#### [DESCRIPTION OF THE TASK]
Retype the whole listing, please, keeping every line exact and dropping the pictures.

—————

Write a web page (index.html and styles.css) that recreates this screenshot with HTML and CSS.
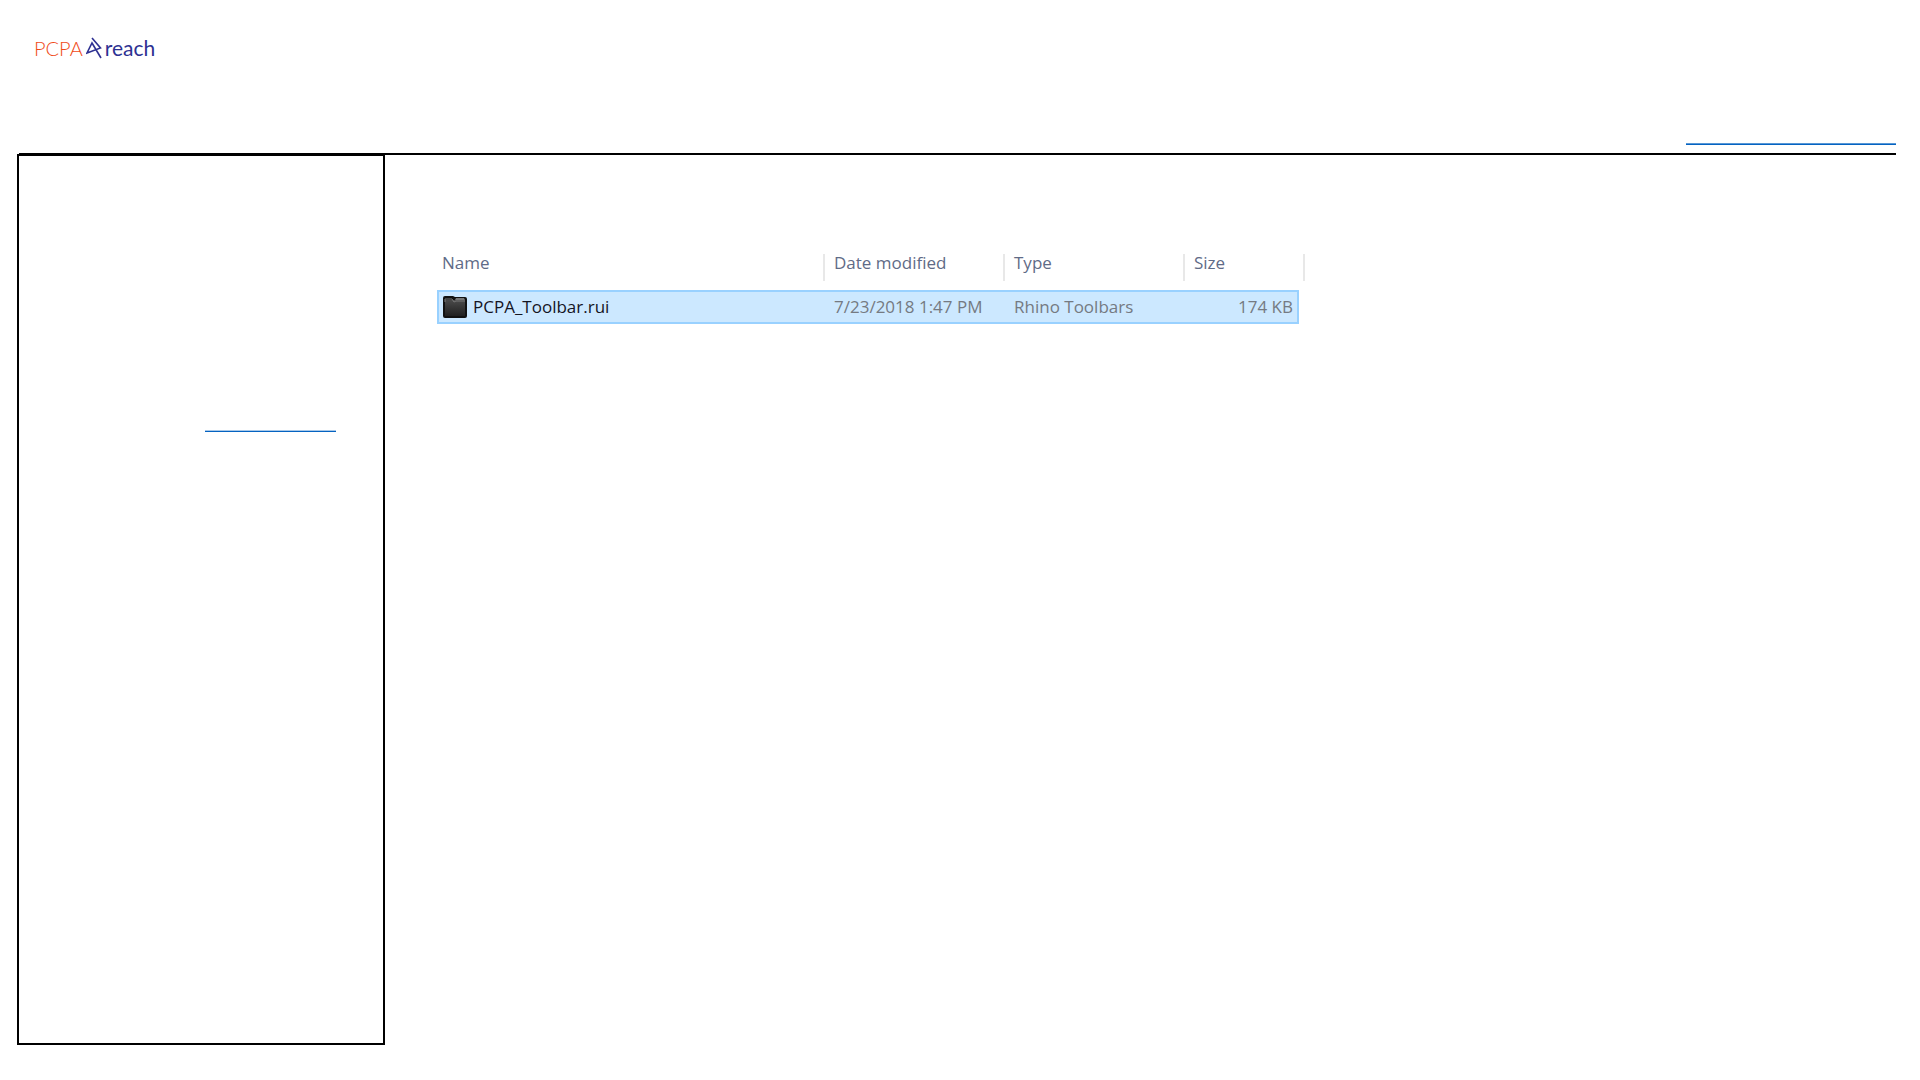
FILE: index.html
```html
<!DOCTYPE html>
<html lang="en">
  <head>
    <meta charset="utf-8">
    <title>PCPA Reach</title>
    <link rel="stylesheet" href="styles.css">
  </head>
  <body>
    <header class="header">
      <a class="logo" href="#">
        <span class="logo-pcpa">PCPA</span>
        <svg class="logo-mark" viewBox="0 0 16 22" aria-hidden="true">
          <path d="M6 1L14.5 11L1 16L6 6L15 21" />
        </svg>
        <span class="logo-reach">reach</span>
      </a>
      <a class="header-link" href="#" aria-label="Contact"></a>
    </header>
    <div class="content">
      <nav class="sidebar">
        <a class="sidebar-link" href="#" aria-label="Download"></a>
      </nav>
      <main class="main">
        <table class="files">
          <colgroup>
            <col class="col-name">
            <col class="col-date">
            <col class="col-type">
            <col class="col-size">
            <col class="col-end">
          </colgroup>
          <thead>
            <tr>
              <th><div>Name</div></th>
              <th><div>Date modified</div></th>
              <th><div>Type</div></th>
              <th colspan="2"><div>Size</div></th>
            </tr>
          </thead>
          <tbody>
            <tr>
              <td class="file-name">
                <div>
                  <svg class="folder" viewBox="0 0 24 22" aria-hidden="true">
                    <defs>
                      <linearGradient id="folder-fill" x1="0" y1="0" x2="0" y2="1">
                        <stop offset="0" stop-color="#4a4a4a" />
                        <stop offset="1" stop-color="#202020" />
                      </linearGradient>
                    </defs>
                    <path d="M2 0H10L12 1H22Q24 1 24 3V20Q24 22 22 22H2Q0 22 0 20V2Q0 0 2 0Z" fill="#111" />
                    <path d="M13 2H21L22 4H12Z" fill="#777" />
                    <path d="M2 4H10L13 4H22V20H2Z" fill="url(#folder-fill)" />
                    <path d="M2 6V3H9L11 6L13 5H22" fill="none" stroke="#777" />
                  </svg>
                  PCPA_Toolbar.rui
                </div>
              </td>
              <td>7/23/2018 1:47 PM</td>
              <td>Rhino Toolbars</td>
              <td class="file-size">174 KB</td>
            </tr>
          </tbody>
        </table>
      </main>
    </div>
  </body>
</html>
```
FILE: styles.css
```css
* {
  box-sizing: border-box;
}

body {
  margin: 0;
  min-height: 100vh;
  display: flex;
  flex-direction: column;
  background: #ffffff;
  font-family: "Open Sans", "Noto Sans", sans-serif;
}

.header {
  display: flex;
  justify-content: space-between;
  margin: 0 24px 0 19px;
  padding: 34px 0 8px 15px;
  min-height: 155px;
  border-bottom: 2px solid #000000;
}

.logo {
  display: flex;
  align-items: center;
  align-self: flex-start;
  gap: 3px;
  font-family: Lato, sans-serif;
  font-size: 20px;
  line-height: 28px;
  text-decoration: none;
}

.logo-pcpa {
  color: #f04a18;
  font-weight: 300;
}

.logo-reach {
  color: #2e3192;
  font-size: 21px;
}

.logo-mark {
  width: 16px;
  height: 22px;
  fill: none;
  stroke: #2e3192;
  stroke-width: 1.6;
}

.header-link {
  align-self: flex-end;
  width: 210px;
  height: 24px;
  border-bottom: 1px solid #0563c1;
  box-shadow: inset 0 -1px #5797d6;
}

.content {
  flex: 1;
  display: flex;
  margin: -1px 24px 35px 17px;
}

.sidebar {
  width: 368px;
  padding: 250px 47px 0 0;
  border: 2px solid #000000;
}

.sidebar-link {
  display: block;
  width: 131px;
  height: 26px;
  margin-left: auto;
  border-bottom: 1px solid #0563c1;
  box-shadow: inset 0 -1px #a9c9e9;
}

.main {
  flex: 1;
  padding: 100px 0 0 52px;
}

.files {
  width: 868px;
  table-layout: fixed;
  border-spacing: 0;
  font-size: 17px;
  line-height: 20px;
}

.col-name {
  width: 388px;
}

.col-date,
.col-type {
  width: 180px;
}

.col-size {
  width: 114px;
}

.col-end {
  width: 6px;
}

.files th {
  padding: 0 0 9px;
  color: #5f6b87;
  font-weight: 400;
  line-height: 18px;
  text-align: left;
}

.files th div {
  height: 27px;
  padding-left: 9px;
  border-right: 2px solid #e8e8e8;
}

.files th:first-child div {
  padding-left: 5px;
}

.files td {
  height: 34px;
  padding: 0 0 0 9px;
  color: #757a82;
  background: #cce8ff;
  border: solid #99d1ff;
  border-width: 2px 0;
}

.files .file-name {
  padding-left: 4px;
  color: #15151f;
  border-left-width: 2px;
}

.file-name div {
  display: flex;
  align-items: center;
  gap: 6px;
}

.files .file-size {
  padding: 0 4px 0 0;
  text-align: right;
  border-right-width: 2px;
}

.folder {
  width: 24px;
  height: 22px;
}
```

—————

#### [COMPLETE OUTPUT]
Write a web page (index.html and styles.css) that recreates this screenshot with HTML and CSS.
FILE: index.html
```html
<!DOCTYPE html>
<html lang="en">
  <head>
    <meta charset="utf-8">
    <title>PCPA Reach</title>
    <link rel="stylesheet" href="styles.css">
  </head>
  <body>
    <header class="header">
      <a class="logo" href="#">
        <span class="logo-pcpa">PCPA</span>
        <svg class="logo-mark" viewBox="0 0 16 22" aria-hidden="true">
          <path d="M6 1L14.5 11L1 16L6 6L15 21" />
        </svg>
        <span class="logo-reach">reach</span>
      </a>
      <a class="header-link" href="#" aria-label="Contact"></a>
    </header>
    <div class="content">
      <nav class="sidebar">
        <a class="sidebar-link" href="#" aria-label="Download"></a>
      </nav>
      <main class="main">
        <table class="files">
          <colgroup>
            <col class="col-name">
            <col class="col-date">
            <col class="col-type">
            <col class="col-size">
            <col class="col-end">
          </colgroup>
          <thead>
            <tr>
              <th><div>Name</div></th>
              <th><div>Date modified</div></th>
              <th><div>Type</div></th>
              <th colspan="2"><div>Size</div></th>
            </tr>
          </thead>
          <tbody>
            <tr>
              <td class="file-name">
                <div>
                  <svg class="folder" viewBox="0 0 24 22" aria-hidden="true">
                    <defs>
                      <linearGradient id="folder-fill" x1="0" y1="0" x2="0" y2="1">
                        <stop offset="0" stop-color="#4a4a4a" />
                        <stop offset="1" stop-color="#202020" />
                      </linearGradient>
                    </defs>
                    <path d="M2 0H10L12 1H22Q24 1 24 3V20Q24 22 22 22H2Q0 22 0 20V2Q0 0 2 0Z" fill="#111" />
                    <path d="M13 2H21L22 4H12Z" fill="#777" />
                    <path d="M2 4H10L13 4H22V20H2Z" fill="url(#folder-fill)" />
                    <path d="M2 6V3H9L11 6L13 5H22" fill="none" stroke="#777" />
                  </svg>
                  PCPA_Toolbar.rui
                </div>
              </td>
              <td>7/23/2018 1:47 PM</td>
              <td>Rhino Toolbars</td>
              <td class="file-size">174 KB</td>
            </tr>
          </tbody>
        </table>
      </main>
    </div>
  </body>
</html>
```
FILE: styles.css
```css
* {
  box-sizing: border-box;
}

body {
  margin: 0;
  min-height: 100vh;
  display: flex;
  flex-direction: column;
  background: #ffffff;
  font-family: "Open Sans", "Noto Sans", sans-serif;
}

.header {
  display: flex;
  justify-content: space-between;
  margin: 0 24px 0 19px;
  padding: 34px 0 8px 15px;
  min-height: 155px;
  border-bottom: 2px solid #000000;
}

.logo {
  display: flex;
  align-items: center;
  align-self: flex-start;
  gap: 3px;
  font-family: Lato, sans-serif;
  font-size: 20px;
  line-height: 28px;
  text-decoration: none;
}

.logo-pcpa {
  color: #f04a18;
  font-weight: 300;
}

.logo-reach {
  color: #2e3192;
  font-size: 21px;
}

.logo-mark {
  width: 16px;
  height: 22px;
  fill: none;
  stroke: #2e3192;
  stroke-width: 1.6;
}

.header-link {
  align-self: flex-end;
  width: 210px;
  height: 24px;
  border-bottom: 1px solid #0563c1;
  box-shadow: inset 0 -1px #5797d6;
}

.content {
  flex: 1;
  display: flex;
  margin: -1px 24px 35px 17px;
}

.sidebar {
  width: 368px;
  padding: 250px 47px 0 0;
  border: 2px solid #000000;
}

.sidebar-link {
  display: block;
  width: 131px;
  height: 26px;
  margin-left: auto;
  border-bottom: 1px solid #0563c1;
  box-shadow: inset 0 -1px #a9c9e9;
}

.main {
  flex: 1;
  padding: 100px 0 0 52px;
}

.files {
  width: 868px;
  table-layout: fixed;
  border-spacing: 0;
  font-size: 17px;
  line-height: 20px;
}

.col-name {
  width: 388px;
}

.col-date,
.col-type {
  width: 180px;
}

.col-size {
  width: 114px;
}

.col-end {
  width: 6px;
}

.files th {
  padding: 0 0 9px;
  color: #5f6b87;
  font-weight: 400;
  line-height: 18px;
  text-align: left;
}

.files th div {
  height: 27px;
  padding-left: 9px;
  border-right: 2px solid #e8e8e8;
}

.files th:first-child div {
  padding-left: 5px;
}

.files td {
  height: 34px;
  padding: 0 0 0 9px;
  color: #757a82;
  background: #cce8ff;
  border: solid #99d1ff;
  border-width: 2px 0;
}

.files .file-name {
  padding-left: 4px;
  color: #15151f;
  border-left-width: 2px;
}

.file-name div {
  display: flex;
  align-items: center;
  gap: 6px;
}

.files .file-size {
  padding: 0 4px 0 0;
  text-align: right;
  border-right-width: 2px;
}

.folder {
  width: 24px;
  height: 22px;
}
```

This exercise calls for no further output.